El declive de las naciones se asemeja a la caída natural de las personas. Los signos de la decadencia son palpables, al principio imperceptibles, pero luego se tornan evidentes. Para nadie es un secreto que el Perú ha entrado en una espiral de destrucción y enfrentamiento, que la democracia ha sido violentada y que las formas republicanas aquí no valen nada. Esta tormenta perfecta fue profetizada, porque nada nuevo hay bajo el sol de la política, y por eso sorprende el nivel de ingenuidad o hipocresía con que muchos hoy se rasgan las vestiduras ante lo que ellos consideran el fin del milagro peruano.

Sin embargo, antes como ahora, tan bárbaro es el que destruye la civilización como el que abre las puertas conscientemente al destructor de la ciudad civilizada.

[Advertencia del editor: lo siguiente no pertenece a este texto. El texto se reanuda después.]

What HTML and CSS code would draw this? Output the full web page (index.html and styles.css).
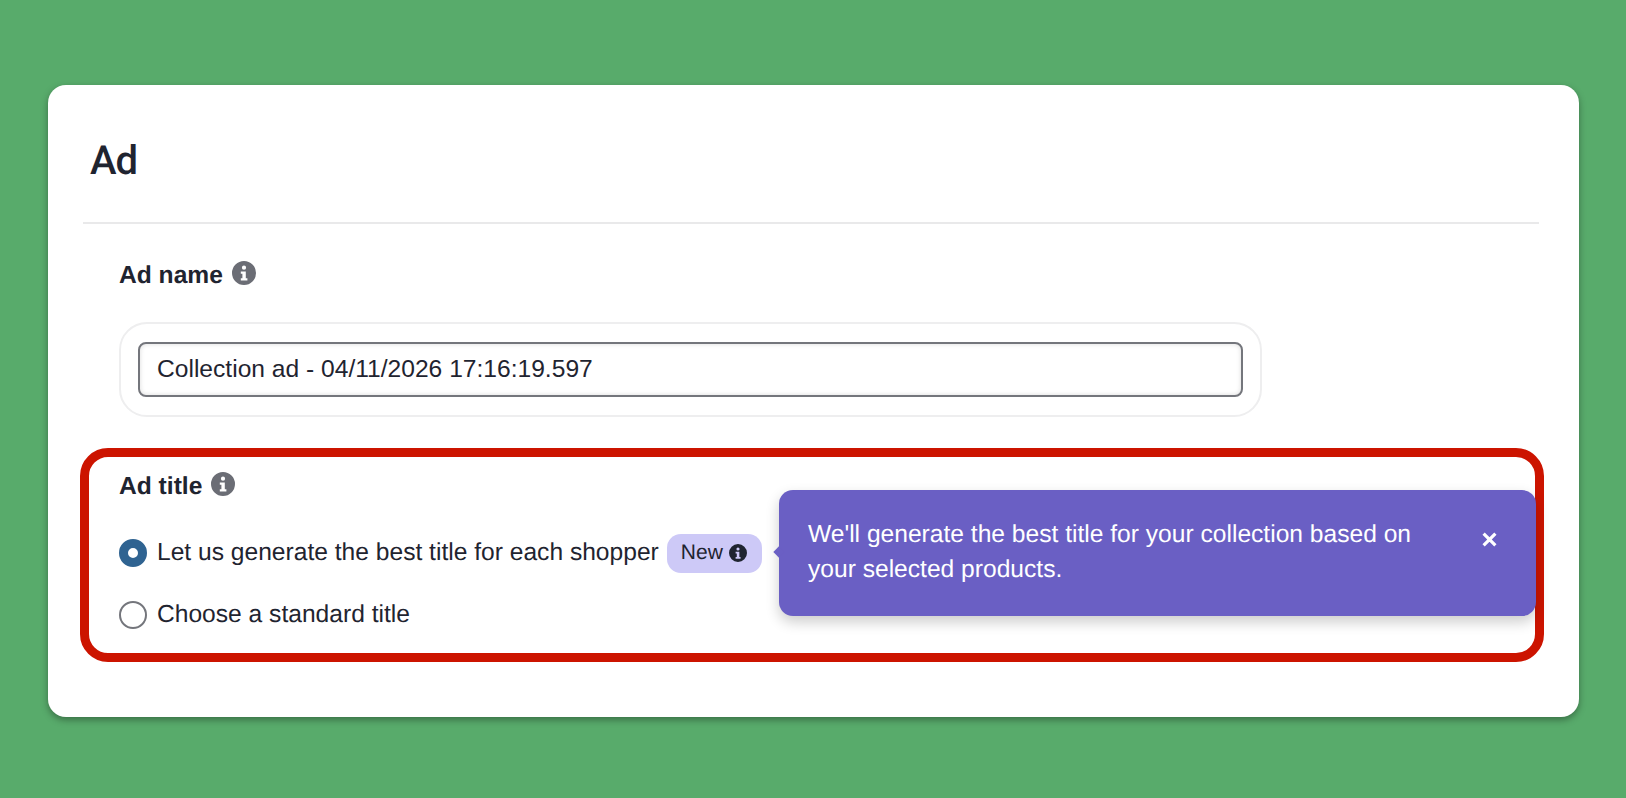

Por eso sospecho del llamado al centro civilizado de muchos de los que durante años han jugado a civilizar al tigre radical hasta el punto de volverse expertos en el arte de apadrinar lo indefendible. Lo hicieron con Humala y su chauvinismo subdesarrollado, también con todos los movimientos que durante años han predicado la destrucción de la democracia peruana, flirteando incluso con la locura sanguinaria de la lucha armada marxista. La soberbia, la fatal arrogancia de sentirse superiores intelectualmente, los hizo creer que siempre controlarían a sus criaturas, a sus golems políticos, a sus engendros de ocasión. Lo cierto es que el radicalismo es ingobernable, pues su elemento es la destrucción.

La vida es más compleja que el deseo y por eso hoy contemplamos el incendio paulatino de nuestra sociedad. Los bárbaros lo han logrado, los que llevan la antorcha en la mano y los que les vendieron la gasolina con amor.